Куратор научного кафе «Эврика!» и директор фестиваля Eureka!Fest Александр Дубынин поделился своими размышлениями относительно популяризации знаний и исследований и рассказал о том, как научное кафе появилось в новосибирском Академгородке.
За пять сезонов в научном кафе «Эврика!» прошло более 110 встреч со специалистами в области науки, образования, архитектуры, новых технологий. В основном, это новосибирцы, научные работники институтов Сибирского отделения РАН и преподаватели НГУ и НГПУ, но также эксперты из Москвы, Красноярска и других городов России и зарубежных стран – Германии, Бельгии, Франции, США, Великобритании, Италии, Израиля, Словении. Более 80 видео размещено на каналах Eureka Project и NSU LIFE в Youtube. В 2015 году проект был номинирован на первую национальную премию Министерства образования и науки РФ в области популяризации науки «За верность науке», а также начал практику чтения лекций на английском языке.
— Как вообще возникла идея проводить в новосибирском Академгородке научно-популярные лекции? Почему был выбран такой формат?
— В 2010 году мы в фонде «Академгородок» решили поучаствовать в форуме «Интерра» и провести фестиваль науки. Перед этим я встречался с химиком Григорием Яблонским, рассказавшим о том, какое замечательное аналогичное мероприятие – World Science Festival – проводится в Нью-Йорке. Я воодушевился и предложил подобное организаторам «Интерры». Но нужно было придумать еще какое-то событие или мероприятие, которое действовало бы в течение полугода и предвосхищало основное. Здесь подошел формат научного кафе, хорошо вписывающийся в традиции Академгородка, где народ всегда общался достаточно неформально и рассказывал про свою науку в свободной и расслабленной обстановке. Свою роль сыграло наличие площадки с соответствующей атмосферой – арт-клуба НИИ КуДА.
— То есть адаптировали уже существующие стандарты?
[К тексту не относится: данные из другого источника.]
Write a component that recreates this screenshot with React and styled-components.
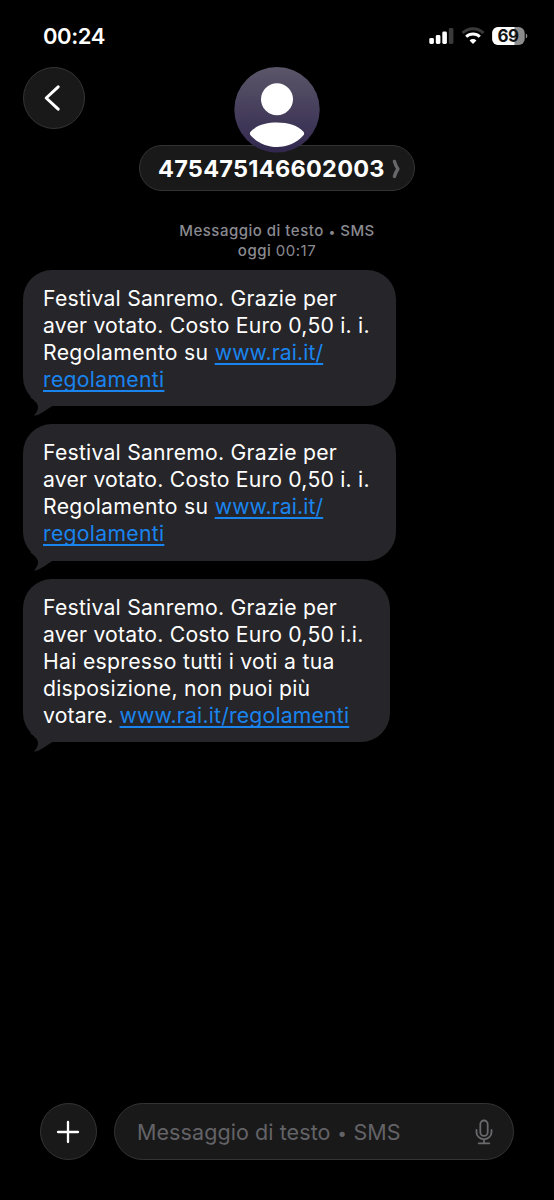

— Мы вместе с Юлией Черной придумали принципы мероприятия, которые я бы определил как сибирский формат научного кафе: это не просто лекция, а целая интерактивная программа, где выступление ученого лишь существенная, но часть. Перед ней может быть вступительное слово или история из прошлого Академгородка. Например, как-то приходил Николай Николаевич Покровский из Музея науки и техники СО РАН с детской коляской: очень похоже, что она была связана с известным историческим событием, когда на первомайской демонстрации мамы с маленькими детьми шли впереди колонны. Один сезон мы делали обзор научных новостей. В день рождения Чарльза Дарвина наш любимый профессор Павел Михайлович Бородин из Института цитологии и генетики СО РАН рассказывал о личной жизни великого ученого: как его бросила девушка, вышла замуж, а через месяц снова ему написала, и он её утешал — прямо жизненная трагедия, причем настолько, видимо, был хороший человек, что даже в такой ситуации он ее любил и прощал. И «Бигль» снаряжался вовсе не для исследовательских целей: Дарвин попал туда совершенно случайно, просто чтобы капитану было с кем общаться. Такое предваряющее выступление не обязательно должно быть связано с основной темой. Сама лекция длится 40 минут.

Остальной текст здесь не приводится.